我的《华南虎》《我是一颗早熟的枣子》《麂子》等小诗的创作过程,与上述的情况非常的一致。有些诗,有些诗句、情境与词语的出现,不是作者技巧地思考出来的,它们仿佛是一种“天人合一”的第一次听到的共鸣,大概就是常说的“神来之笔”吧?

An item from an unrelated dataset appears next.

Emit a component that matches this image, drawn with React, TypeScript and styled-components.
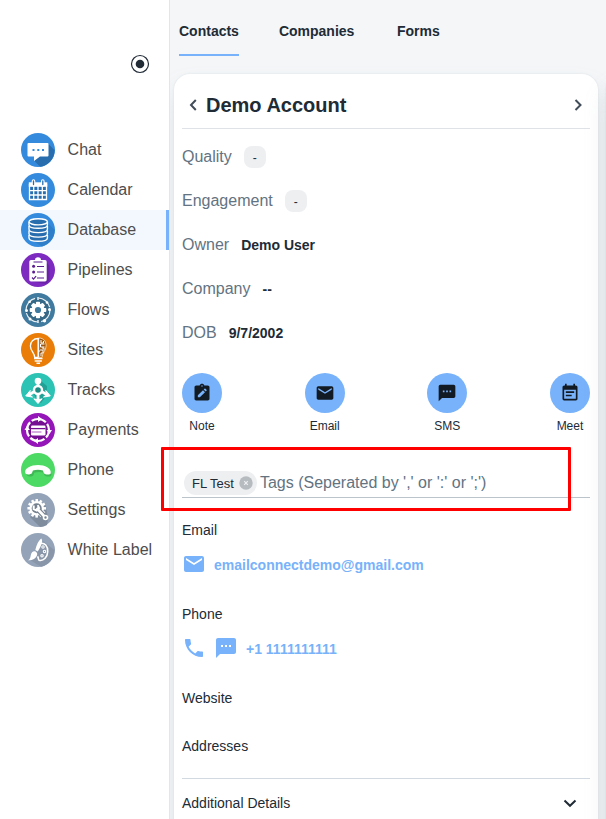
import React from "react";
import styled, { createGlobalStyle } from "styled-components";
import { MdEmail, MdEventNote, MdPhone, MdSms } from "react-icons/md";

const GlobalStyle = createGlobalStyle`
  * { box-sizing: border-box; }
  body {
    margin: 0;
    overflow: hidden;
    font-family: "Liberation Sans", Arial, sans-serif;
    color: #212b36;
    background: #f4f6f8;
  }
`;

const Page = styled.div`
  position: relative;
  display: flex;
  width: 606px;
  height: 819px;
  overflow: hidden;
`;

const Sidebar = styled.aside`
  position: relative;
  z-index: 1;
  flex: none;
  display: flex;
  flex-direction: column;
  width: 170px;
  background: #fff;
  border-right: 1px solid #e2e6ea;
`;

const SidebarTop = styled.div`
  display: flex;
  justify-content: flex-end;
  height: 130px;
  padding: 54px 19px 0 0;
`;

const NavItem = styled.a<{ $active?: boolean }>`
  display: flex;
  align-items: center;
  gap: 12.6px;
  height: 40px;
  padding-left: 21px;
  font-size: 16px;
  line-height: 20px;
  color: #4d4d4d;
  background: ${(p) => (p.$active ? "#f3f8ff" : "transparent")};
  box-shadow: ${(p) => (p.$active ? "inset -3px 0 0 #77b2fa" : "none")};
  white-space: nowrap;

  svg { flex: none; }
`;

const Main = styled.main`
  flex: 1;
  display: flex;
  flex-direction: column;
  min-width: 0;
`;

const Tabs = styled.nav`
  flex: none;
  display: flex;
  height: 74px;
  padding: 0 9px;
`;

const Tab = styled.a<{ $active?: boolean; $gap: number }>`
  height: 56px;
  margin-right: ${(p) => p.$gap}px;
  padding-top: 23px;
  font-size: 14px;
  line-height: 16px;
  font-weight: 700;
  border-bottom: 2px solid ${(p) => (p.$active ? "#78b2fa" : "transparent")};
`;

const Columns = styled.div`
  flex: 1;
  display: flex;
  gap: 8px;
  padding-left: 4px;
  min-height: 0;
`;

const Card = styled.section`
  flex: none;
  width: 424px;
  height: 800px;
  padding: 0 8px;
  background: #fff;
  border-radius: 16px;
  box-shadow: 0 0 2px rgba(145, 158, 171, 0.24), 0 14px 24px -2px rgba(145, 158, 171, 0.22);
`;

const CardHeader = styled.header`
  display: flex;
  align-items: center;
  height: 55px;
  padding: 7px 4px 0 3px;
  border-bottom: 1px solid #dfe3e8;
`;

const Title = styled.h1`
  flex: 1;
  margin: 0 0 0 5px;
  font-size: 20px;
  line-height: 24px;
`;

const Field = styled.div`
  display: flex;
  align-items: center;
  gap: 12px;
  height: 44px;
  font-size: 16px;
  line-height: 20px;
  color: #637381;
`;

const Fields = styled.div`
  padding-top: 6px;
`;

const FieldValue = styled.strong`
  font-size: 14px;
  line-height: 20px;
  color: #212b36;
`;

const Badge = styled.span`
  display: flex;
  align-items: center;
  justify-content: center;
  width: 22px;
  height: 22px;
  padding-top: 1px;
  border-radius: 8px;
  background: #edeff1;
  color: #212b36;
  font-size: 12px;
`;

const Actions = styled.div`
  display: flex;
  justify-content: space-between;
  margin-top: 18px;
  height: 62px;
`;

const Action = styled.button`
  display: flex;
  flex-direction: column;
  align-items: center;
  gap: 5px;
  width: 40px;
  padding: 0;
  border: 0;
  background: none;
  color: #212b36;
  font: 12px/16px "Liberation Sans", Arial, sans-serif;
`;

const ActionDisc = styled.span`
  display: flex;
  align-items: center;
  justify-content: center;
  width: 40px;
  height: 40px;
  border-radius: 50%;
  background: #78b2fa;
  color: #121a24;
`;

const TagInput = styled.div`
  display: flex;
  align-items: center;
  height: 28px;
  margin-top: 35px;
  padding: 0 2px 1px;
  border-bottom: 1px solid #bcc4cb;
  font-size: 16px;
  color: #637381;
`;

const Chip = styled.span`
  display: flex;
  align-items: center;
  gap: 5px;
  height: 24px;
  margin-right: 3px;
  padding: 0 4px 0 8px;
  border-radius: 12px;
  background: #edeff1;
  color: #212b36;
  font-size: 13px;
`;

const SectionLabel = styled.div<{ $top: number }>`
  height: 20px;
  margin-top: ${(p) => p.$top}px;
  font-size: 14px;
  line-height: 20px;
`;

const ContactLine = styled.div`
  display: flex;
  align-items: center;
  gap: 8px;
  height: 24px;
  margin-top: 12px;
  color: #78b2fa;
  font-size: 14px;
  font-weight: 700;

  span { padding-top: 2px; }
`;

const Accordion = styled.div`
  display: flex;
  align-items: center;
  justify-content: space-between;
  height: 49px;
  margin-top: 22px;
  padding-right: 12px;
  border-top: 1px solid #d2d9e0;
  font-size: 14px;
`;

const Highlight = styled.div`
  position: absolute;
  z-index: 2;
  left: 161px;
  top: 447px;
  width: 410px;
  height: 64px;
  border: 3px solid #fe0000;
  border-radius: 1px;
`;

const Disc = ({ color, children }: { color: string; children: React.ReactNode }) => (
  <svg width="34" height="34" viewBox="0 0 34 34">
    <circle cx="17" cy="17" r="17" fill={color} />
    {children}
  </svg>
);

const ChatIcon = () => (
  <Disc color="#348bdd">
    <path d="M27.5 11 33.6 17.2A17 17 0 0 1 19 33.8L13.5 28Z" fill="#286dae" />
    <path d="M7.5 10h19a1 1 0 0 1 1 1v11.5a1 1 0 0 1-1 1H19L13 28v-4.5H7.5a1 1 0 0 1-1-1V11a1 1 0 0 1 1-1Z" fill="#fff" />
    <path d="M11.5 16h2v2h-2zm4.8 0h2v2h-2zm4.7 0h2v2h-2z" fill="#348bdd" />
  </Disc>
);

const CalendarIcon = () => (
  <Disc color="#348bdd">
    <rect x="8" y="12" width="18" height="15" fill="#286dae" />
    <path d="M8.5 11v15.5h17V11M8.5 17.7h17M8.5 22h17M12.7 13v13.5M17 13v13.5M21.3 13v13.5" fill="none" stroke="#fff" strokeWidth="1.3" />
    <rect x="7.8" y="9.3" width="18.5" height="4.5" fill="#fff" />
    <path d="M12.5 8v4M21.8 8v4" stroke="#fff" strokeWidth="3.6" strokeLinecap="round" />
    <path d="M12.5 8v3.5M21.8 8v3.5" stroke="#286dae" strokeWidth="1.3" strokeLinecap="round" />
  </Disc>
);

const DatabaseIcon = () => (
  <Disc color="#348bdd">
    <path d="M26 9 33.6 17A17 17 0 0 1 21 33.4L11 27Z" fill="#2f7ec9" />
    <g stroke="#fff" strokeWidth="1.4">
      <path d="M8 22v3c0 4.4 18.4 4.4 18.4 0v-3" fill="#286dae" />
      <path d="M8 17.5v3.3c0 4.4 18.4 4.4 18.4 0v-3.3" fill="#286dae" />
      <path d="M8 13v3.3c0 4.4 18.4 4.4 18.4 0V13" fill="#286dae" />
      <path d="M8 9v3c0 4.4 18.4 4.4 18.4 0V9" fill="#286dae" />
      <ellipse cx="17.2" cy="8.8" rx="9.2" ry="3.1" fill="#286dae" />
    </g>
  </Disc>
);

const PipelinesIcon = () => (
  <Disc color="#7c2abf">
    <path d="m26 10 2.5 3v14L25 31 9 28Z" fill="#6a22a6" />
    <path d="M10 7h4a3 2.7 0 0 1 6 0h4a1.7 1.7 0 0 1 1.7 1.7v18a1.7 1.7 0 0 1-1.7 1.7H10a1.7 1.7 0 0 1-1.7-1.7v-18A1.7 1.7 0 0 1 10 7Z" fill="#fff" />
    <g stroke="#5b1c90" strokeWidth="1.2" fill="none">
      <path d="M12.5 9h9M16 13.5h7M16 19h7M16 25h7" />
      <path d="m11 24.5 1.5 1.6 2.6-3" />
    </g>
    <circle cx="12.6" cy="13.3" r="1.5" fill="#5b1c90" />
    <circle cx="12.6" cy="19" r="1.5" fill="#5b1c90" />
  </Disc>
);

const teeth = (count: number) => Array.from({ length: count }, (_, i) => (360 / count) * i);

const FlowsIcon = () => (
  <Disc color="#407a9f">
    <circle cx="17" cy="17" r="12" fill="#356786" stroke="#e8f0f4" strokeWidth="1.2" strokeDasharray="15.5 3.35" />
    <path d="M17 4v3M17 27v3" stroke="#e8f0f4" strokeWidth="1.5" />
    <g fill="#fff">
      <circle cx="5.5" cy="17.5" r="1.5" />
      <circle cx="28.5" cy="16.5" r="1.5" />
      <circle cx="8.7" cy="8.7" r="1.3" />
      <circle cx="26" cy="9.5" r="1.3" />
      <circle cx="9" cy="26" r="1.5" />
      <circle cx="23.5" cy="27.7" r="1.7" />
      {teeth(8).map((a) => (
        <rect key={a} x="14.9" y="8.7" width="4.2" height="4.5" rx="1" transform={`rotate(${a} 17 17)`} />
      ))}
    </g>
    <circle cx="17" cy="17" r="4.8" fill="#407a9f" stroke="#fff" strokeWidth="3.4" />
  </Disc>
);

const SitesIcon = () => (
  <Disc color="#e97d08">
    <path d="M17.2 5.5c-4.9 0-7.8 3.4-7.8 7.4 0 5 4.3 6.8 4.3 11.5h3.5Z" fill="#df7606" stroke="#fff" strokeWidth="1.3" />
    <path d="M17.8 5c4.9 0 7.3 3.4 7.3 7.8 0 5-4 6.8-4 11.4h-3.3Z" fill="#9c5810" stroke="#ffe4bd" strokeWidth=".8" />
    <path d="M20 7v3h2.5V8M23.5 11h-4v3h4M20 23v-3h2v-3h-3M22 14v2h2M18 17v2" fill="none" stroke="#fff" strokeWidth="1" />
    <path d="M17.4 5v19" stroke="#fff" />
    <path d="M13 25.5h8.5M13.7 28h7.2M15.5 30.2h3.6" stroke="#fff" strokeWidth="1.5" />
  </Disc>
);

const TracksIcon = () => (
  <Disc color="#2cc2b4">
    <path d="m20 8 6 5v9l-6 8-3-1-5-9Z" fill="#22a297" />
    <g stroke="#fff" strokeWidth="2.9">
      <path d="M17 8v5M17 21v6M13.5 18.6 8 21.8M20.5 18.6l5.5 3.2" />
    </g>
    <g fill="#fff">
      <circle cx="17" cy="8" r="3.3" />
      <path d="M12.8 25.8 17 30.5l4.2-4.7-4.2 1.2ZM9.2 17.5 4.7 22.9l6.8 1.2-3-2.4ZM24.8 17.5l4.5 5.4-6.8 1.2 3-2.4Z" stroke="#fff" strokeLinejoin="round" />
    </g>
    <circle cx="17" cy="17" r="4" fill="#1b8a82" stroke="#fff" strokeWidth="2.4" />
  </Disc>
);

const PaymentsIcon = () => (
  <Disc color="#9415b8">
    <circle cx="17" cy="17" r="11" fill="#740f92" stroke="#fff" strokeWidth="2.2" strokeDasharray="15.3 1.98" strokeDashoffset="7" />
    <path d="m17 3 4 3-4 3ZM17 25l-4 3 4 3ZM3.5 17l2.5-4 3 4ZM25.5 17l3 4 2.5-4Z" fill="#fff" />
    <rect x="10" y="12.5" width="14.5" height="10" rx="1.2" fill="#fff" />
    <path d="M10 15.6h14.5" stroke="#740f92" strokeWidth="1.3" />
    <path d="M10.5 19h10" stroke="#b779c8" strokeWidth="1.2" />
  </Disc>
);

const PhoneIcon = () => (
  <Disc color="#4cd964">
    <path d="M5 21c.7 2.4 5.5 2 6.7.5l.6-2.6c3-1 7-1 9.6 0l.7 2.6c1.4 1.5 6.7 1.9 7 0 1-4.6-6-7.3-12.4-7.3C10.7 14.2 4 16.2 5 21Z" fill="#3fb855" transform="translate(.8 .8)" />
    <path d="M4.2 19.8c.4 2.5 5.6 2 6.8.2l.9-2.6c3-1 7-1 10 0l.9 2.6c1.3 1.8 6.5 2.2 7 .2C30.5 15.4 24 12.1 17 12.1S3.4 15.2 4.2 19.8Z" fill="#fff" />
  </Disc>
);

const SettingsIcon = () => (
  <Disc color="#94a3b8">
    <path d="m24 10 2.5 12 .5 4-1 6a17 17 0 0 1-7 2L9 24Z" fill="#7f8c9e" />
    {teeth(12).map((a) => (
      <rect key={a} x="14.5" y="6" width="2.5" height="4.2" fill="#fff" transform={`rotate(${a} 15.7 15.3)`} />
    ))}
    <circle cx="15.7" cy="15.3" r="6.2" fill="#75818f" stroke="#fff" strokeWidth="2.3" />
    <path d="m15.5 15 8.5 9" stroke="#75818f" strokeWidth="5" />
    <path d="m15.5 15 8.5 9" stroke="#fff" strokeWidth="2.7" />
    <path d="M12.7 12.5v3.7l3 1.3 2.4-2.4-1.4-3" fill="none" stroke="#fff" strokeWidth="2" />
    <circle cx="24.5" cy="24.5" r="2" fill="#75818f" stroke="#fff" strokeWidth="1.6" />
  </Disc>
);

const WhiteLabelIcon = () => (
  <Disc color="#94a3b8">
    <path d="m22 8 11.3 9A17 17 0 0 1 20 33.7L9 27Z" fill="#8996a9" />
    <path d="M18.5 10.5c5.5-1.5 8.5 3 8.2 8.2-.3 5.5-4 9.2-8 8.8-2.2-.3-.7-2.8-2.2-4.2" fill="none" stroke="#fff" strokeWidth="1.6" />
    <g fill="none" stroke="#fff" strokeWidth="1.1">
      <circle cx="22" cy="14" r="1.2" />
      <circle cx="23.5" cy="18.5" r="1.2" />
      <circle cx="21" cy="22.8" r="1.2" />
    </g>
    <path d="M20.5 5.5c1.7 3.6-.8 8.5-3.8 13l-2.4-1.4c1.3-5.2 3-9.6 6.2-11.6Z" fill="#fff" />
    <path d="M13.7 18.3c2.6.8 3.3 3 1.6 5.5-1.8 2.7-4.7 4-8.3 3.4 2.2-1 2.2-2.6 2.8-5 .6-2.5 2-4.2 3.9-3.9Z" fill="#fff" />
  </Disc>
);

const ToggleIcon = () => (
  <svg width="20" height="20" viewBox="0 0 20 20">
    <circle cx="10" cy="10" r="8.5" fill="none" stroke="#212b36" strokeWidth="1.2" />
    <circle cx="10" cy="10" r="4.3" fill="#212b36" />
  </svg>
);

const NoteIcon = () => (
  <svg width="20" height="20" viewBox="0 0 24 24">
    <path
      fill="#121a24"
      fillRule="evenodd"
      d="M19 3h-4.18C14.4 1.84 13.3 1 12 1s-2.4.84-2.82 2H5c-1.1 0-2 .9-2 2v14c0 1.1.9 2 2 2h14c1.1 0 2-.9 2-2V5c0-1.1-.9-2-2-2zm-7-.2c.5 0 .9.4.9.9s-.4.9-.9.9-.9-.4-.9-.9.4-.9.9-.9z"
    />
    <path fill="#78b2fa" d="m7 14.8 6.2-6.2 2.4 2.4L9.4 17.2H7zm7-7 1-1c.3-.3.8-.3 1.1 0l1.3 1.3c.3.3.3.8 0 1.1l-1 1z" />
  </svg>
);

const Chevron = ({ d, color = "#424d5a" }: { d: string; color?: string }) => (
  <svg width="16" height="16" viewBox="0 0 16 16">
    <path d={d} fill="none" stroke={color} strokeWidth="2" />
  </svg>
);

const RemoveIcon = () => (
  <svg width="14" height="14" viewBox="0 0 14 14">
    <circle cx="7" cy="7" r="6.7" fill="#b6bbc0" />
    <path d="m5.2 5.2 3.6 3.6m0-3.6L5.2 8.8" stroke="#edeff1" strokeWidth="1.2" />
  </svg>
);

const navItems = [
  { label: "Chat", Icon: ChatIcon },
  { label: "Calendar", Icon: CalendarIcon },
  { label: "Database", Icon: DatabaseIcon, active: true },
  { label: "Pipelines", Icon: PipelinesIcon },
  { label: "Flows", Icon: FlowsIcon },
  { label: "Sites", Icon: SitesIcon },
  { label: "Tracks", Icon: TracksIcon },
  { label: "Payments", Icon: PaymentsIcon },
  { label: "Phone", Icon: PhoneIcon },
  { label: "Settings", Icon: SettingsIcon },
  { label: "White Label", Icon: WhiteLabelIcon },
];

const actions = [
  { label: "Note", icon: <NoteIcon /> },
  { label: "Email", icon: <MdEmail size={20} /> },
  { label: "SMS", icon: <MdSms size={20} /> },
  { label: "Meet", icon: <MdEventNote size={20} /> },
];

export default function App() {
  return (
    <>
      <GlobalStyle />
      <Page>
        <Sidebar>
          <SidebarTop>
            <ToggleIcon />
          </SidebarTop>
          {navItems.map(({ label, Icon, active }) => (
            <NavItem key={label} $active={active}>
              <Icon />
              <span>{label}</span>
            </NavItem>
          ))}
        </Sidebar>
        <Main>
          <Tabs>
            <Tab $active $gap={40}>Contacts</Tab>
            <Tab $gap={42.5}>Companies</Tab>
            <Tab $gap={0}>Forms</Tab>
          </Tabs>
          <Columns>
            <Card>
              <CardHeader>
                <Chevron d="M10.8 3 6 8l4.8 5" />
                <Title>Demo Account</Title>
                <Chevron d="M5.5 3 10.5 8l-5 5" />
              </CardHeader>
              <Fields>
                <Field>Quality <Badge>-</Badge></Field>
                <Field>Engagement <Badge>-</Badge></Field>
                <Field>Owner <FieldValue>Demo User</FieldValue></Field>
                <Field>Company <FieldValue>--</FieldValue></Field>
                <Field>DOB <FieldValue>9/7/2002</FieldValue></Field>
              </Fields>
              <Actions>
                {actions.map(({ label, icon }) => (
                  <Action key={label}>
                    <ActionDisc>{icon}</ActionDisc>
                    {label}
                  </Action>
                ))}
              </Actions>
              <TagInput>
                <Chip>FL Test <RemoveIcon /></Chip>
                Tags (Seperated by ',' or ':' or ';')
              </TagInput>
              <SectionLabel $top={22}>Email</SectionLabel>
              <ContactLine>
                <MdEmail size={24} />
                <span>emailconnectdemo@gmail.com</span>
              </ContactLine>
              <SectionLabel $top={28}>Phone</SectionLabel>
              <ContactLine>
                <MdPhone size={24} />
                <MdSms size={24} />
                <span>+1 1111111111</span>
              </ContactLine>
              <SectionLabel $top={28}>Website</SectionLabel>
              <SectionLabel $top={28}>Addresses</SectionLabel>
              <Accordion>
                Additional Details
                <Chevron d="M2.5 5.5 8 10.8l5.5-5.3" color="#212b36" />
              </Accordion>
            </Card>
            <Card />
          </Columns>
        </Main>
        <Highlight />
      </Page>
    </>
  );
}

以上这些随想,仅供诸位参考。我常常说傻话,这次又很痴傻。

视力极差,字迹不清,请见谅。

春安

牛汉1999年2月27日

致韩小蕙(1999年12月15日,北京)

小蕙:

你好!

好久未向《文荟》投稿,有愧。

今年一直过得不轻松,编了三本诗选:两本为五十年诗选,一本是《新诗三百首》。作家出版社那本五十年诗选已问世,编后不顺心,该人选的佳作奉命删汰,而不该人选的劣诗却塞了进来。但有三五个人的诗我坚不收入,最后向我让步,他们深知我的脾气,看来脾气不能没有一点。其实,这绝不是什么脾气,是一个严肃的是非问题。另一本五十年当代诗卷正在写序文了,一时尚不能问世,这套书总主编是季羡林前辈,我为诗歌卷主编,这本诗请林莽、刘福春担任副主编,在三本诗选中编得较为满意。《新诗三百首》是我与谢冕充任主编,有二十几位编委。由中国青年出版社印行,下月10号可问世。序文是在三五天之中赶写出来的。写得过于“个人化”,与常见的大型选本之序文的规矩相去甚远,我不善于写那种具有权威性与教化意义的大文章。但我自认为写得真诚,尽力排除了流行的正确的套话。

真希望这篇序文能在你主编的《文荟》刊出。这序文我以为并无什么违碍的地方。请你审正。如能采用,盼能尽快见报。不用,请退还我。

这序文十分不好写,采用随笔来写,也是一种“狡猾”的手段。但文字并没有直接批评那些仇视当前新诗的人;可也不能写一句违心的话,只能说真话。